Insgesamt bringen es die bisher rund 20 deutschen Börsengänge in diesem Jahr auf rund 9 Mrd. Euro Emissionserlös – so viel wie niemals zuvor in einem ersten Halbjahr. Auf der Kandidatenliste stehen noch der Müsli-Versender Mymuesli, der Auto-Zierteilehersteller Novem und das Continental-Spin-off Vitesco.
Auch im übrigen europäischen IPO-Markt laufen gerade so viele Börsengänge, dass die Investoren kaum wissen, wo sie zugreifen sollen.
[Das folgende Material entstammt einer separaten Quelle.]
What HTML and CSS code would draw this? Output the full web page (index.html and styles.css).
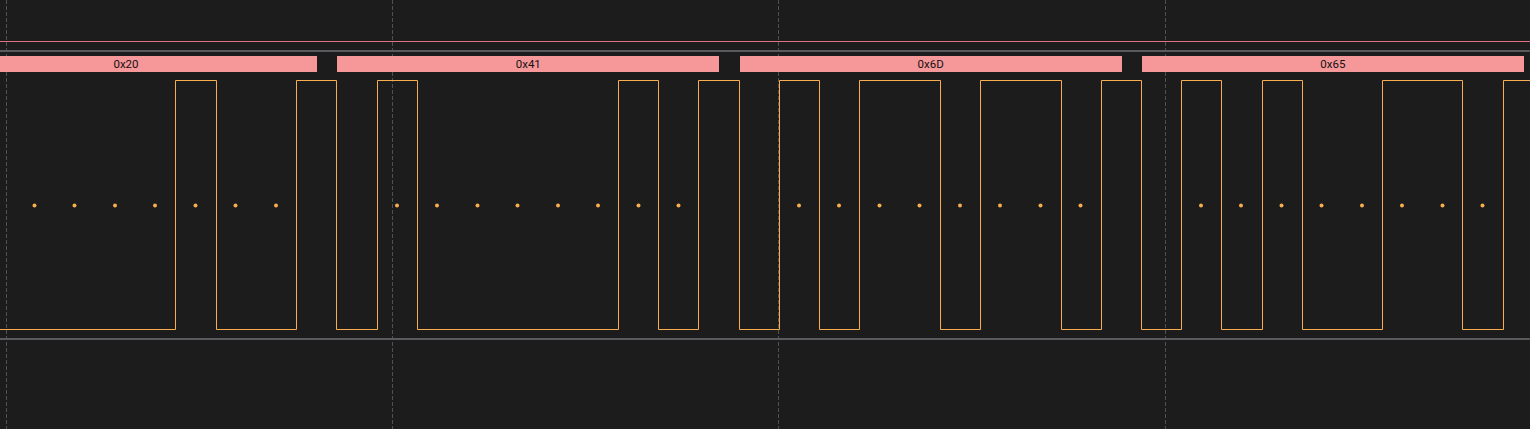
FILE: index.html
```html
<!DOCTYPE html>
<html>
<head>
<meta charset="utf-8">
<link rel="stylesheet" href="styles.css">
</head>
<body>
<div class="view">
  <svg class="grid" width="1530" height="429" viewBox="0 0 1530 429">
    <line class="gl" x1="6.5" y1="0" x2="6.5" y2="429"/>
    <line class="gl" x1="392.5" y1="0" x2="392.5" y2="429"/>
    <line class="gl" x1="778.5" y1="0" x2="778.5" y2="429"/>
    <line class="gl" x1="1165.5" y1="0" x2="1165.5" y2="429"/>
  </svg>
  <div class="track">
    <div class="marker"></div>
    <div class="rule rule-top"></div>
    <div class="bars">
      <div class="bar bar-first">0x20</div>
      <div class="bar">0x41</div>
      <div class="bar">0x6D</div>
      <div class="bar">0x65</div>
    </div>
    <svg class="wave" width="1530" height="266" viewBox="0 0 1530 266">
      <polyline class="sig" points="0,257.5 175.5,257.5 175.5,8.5 216.5,8.5 216.5,257.5 296.5,257.5 296.5,8.5 336.5,8.5 336.5,257.5 377.5,257.5 377.5,8.5 417.5,8.5 417.5,257.5 618.5,257.5 618.5,8.5 658.5,8.5 658.5,257.5 698.5,257.5 698.5,8.5 739.5,8.5 739.5,257.5 779.5,257.5 779.5,8.5 819.5,8.5 819.5,257.5 859.5,257.5 859.5,8.5 940.5,8.5 940.5,257.5 980.5,257.5 980.5,8.5 1061.5,8.5 1061.5,257.5 1101.5,257.5 1101.5,8.5 1141.5,8.5 1141.5,257.5 1181.5,257.5 1181.5,8.5 1221.5,8.5 1221.5,257.5 1262.5,257.5 1262.5,8.5 1302.5,8.5 1302.5,257.5 1382.5,257.5 1382.5,8.5 1462.5,8.5 1462.5,257.5 1503.5,257.5 1503.5,8.5 1531,8.5"/>
      <g class="dots">
        <circle cx="34.5" cy="133.5" r="2"/>
        <circle cx="74.5" cy="133.5" r="2"/>
        <circle cx="115" cy="133.5" r="2"/>
        <circle cx="155" cy="133.5" r="2"/>
        <circle cx="195.5" cy="133.5" r="2"/>
        <circle cx="235.5" cy="133.5" r="2"/>
        <circle cx="276" cy="133.5" r="2"/>
        <circle cx="397" cy="133.5" r="2"/>
        <circle cx="437" cy="133.5" r="2"/>
        <circle cx="477.5" cy="133.5" r="2"/>
        <circle cx="517.5" cy="133.5" r="2"/>
        <circle cx="558" cy="133.5" r="2"/>
        <circle cx="598" cy="133.5" r="2"/>
        <circle cx="638.5" cy="133.5" r="2"/>
        <circle cx="678.5" cy="133.5" r="2"/>
        <circle cx="799" cy="133.5" r="2"/>
        <circle cx="839" cy="133.5" r="2"/>
        <circle cx="879.5" cy="133.5" r="2"/>
        <circle cx="919.5" cy="133.5" r="2"/>
        <circle cx="960" cy="133.5" r="2"/>
        <circle cx="1000" cy="133.5" r="2"/>
        <circle cx="1040.5" cy="133.5" r="2"/>
        <circle cx="1080.5" cy="133.5" r="2"/>
        <circle cx="1201" cy="133.5" r="2"/>
        <circle cx="1241" cy="133.5" r="2"/>
        <circle cx="1281.5" cy="133.5" r="2"/>
        <circle cx="1321.5" cy="133.5" r="2"/>
        <circle cx="1362" cy="133.5" r="2"/>
        <circle cx="1402" cy="133.5" r="2"/>
        <circle cx="1442.5" cy="133.5" r="2"/>
        <circle cx="1482.5" cy="133.5" r="2"/>
      </g>
    </svg>
    <div class="rule rule-bottom"></div>
  </div>
</div>
</body>
</html>
```
FILE: styles.css
```css
html, body {
  margin: 0;
  padding: 0;
  background: #1c1c1c;
}

.view {
  position: relative;
  width: 1530px;
  height: 429px;
  overflow: hidden;
  background: #1c1c1c;
  font-family: Roboto, "Liberation Sans", sans-serif;
}

.grid {
  position: absolute;
  left: 0;
  top: 0;
  z-index: 0;
  display: block;
}

.gl {
  stroke: #505056;
  stroke-width: 1;
  stroke-dasharray: 4 2;
}

.track {
  position: relative;
  z-index: 1;
  padding-top: 41px;
  display: flex;
  flex-direction: column;
}

.marker {
  height: 1px;
  background: #e0737e;
}

.rule {
  height: 2px;
  background: #5a5a5e;
}

.rule-top {
  margin-top: 8px;
}

.bars {
  margin-top: 4px;
  height: 16px;
  display: flex;
  gap: 20.3px;
  overflow: hidden;
  width: 1530px;
}

.bar {
  flex: 0 0 382px;
  height: 16px;
  background: #f6989a;
  color: #141010;
  font-size: 11.5px;
  line-height: 16px;
  text-align: center;
}

.bar-first {
  margin-left: -65px;
}

.wave {
  display: block;
  height: 266px;
}

.sig {
  fill: none;
  stroke: #f8ad4f;
  stroke-width: 1;
}

.dots circle {
  fill: #f8ad4f;
}
```
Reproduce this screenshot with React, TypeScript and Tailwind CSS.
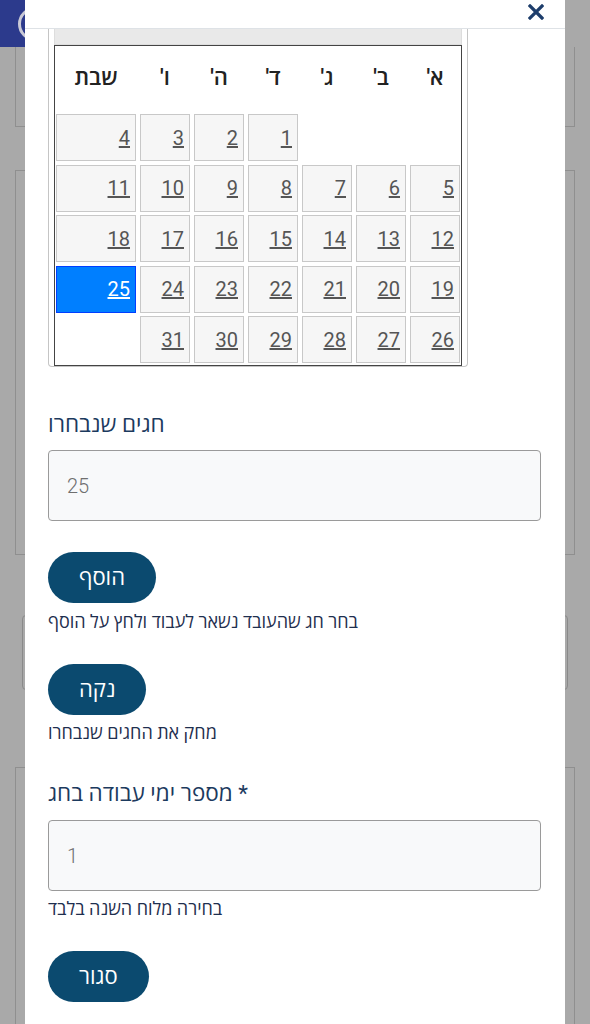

Die insgesamt weiterhin gute Stimmung für IPOs macht es den Emissionsbanken einerseits relativ einfach, vordergründig genügend Nachfrage zu generieren, um alle angebotenen Aktien loszuwerden. Andererseits geschieht das immer öfter zu niedrigeren als den erhofften Preisen.
Dass das Orderbuch ausreichend gefüllt ist, bedeutet nicht immer eine Garantie für ein erfolgreiches Listing. Zum einen blähen Investoren ihre Aufträge oft auf, um sicher zu sein, dass sie genügend zugeteilt bekommen. Wenn sie dann doch in voller Höhe berücksichtigt werden, stoßen sie einen Teil der überschüssigen Aktien direkt nach Handelsbeginn wieder ab – und der Kurs fällt.
Außerdem wollen die Emissionsbanken lieber langfristig orientierten Investoren mehr Aktien zuteilen als kurzfristig orientierten Hedgefonds, weil das den Kurs nach Handelsbeginn stützt. Einige der IPOs auf dem Markt, deren Orderbücher offiziell voll gedeckt sind, haben nicht die Art von Investoren im Orderbuch, denen die Banken Aktien zuteilen wollen. Daraus entsteht die Besorgnis, dass der Markt schlechter aussieht, als es die vordergründig gut abgedeckten Orderbücher vermuten lassen. Einige der Börsengänge könnten es deshalb schwer haben, über die Ziellinie zu kommen.
Der Online-Neuwagenanbieter Meinauto hatte sein IPO bereits inmitten eines vorübergehenden Ausverkaufs von Tech-Aktien in letzter Minute abgesagt. Hinzu kommt die schlechte Kursentwicklung einiger Börsenneulinge. So lag der Kurs des Online-Gebrauchtwagenhändlers Auto1 am gestrigen Mittwoch mit zeitweise 36,25 Euro unter dem Ausgabepreis von 38 Euro.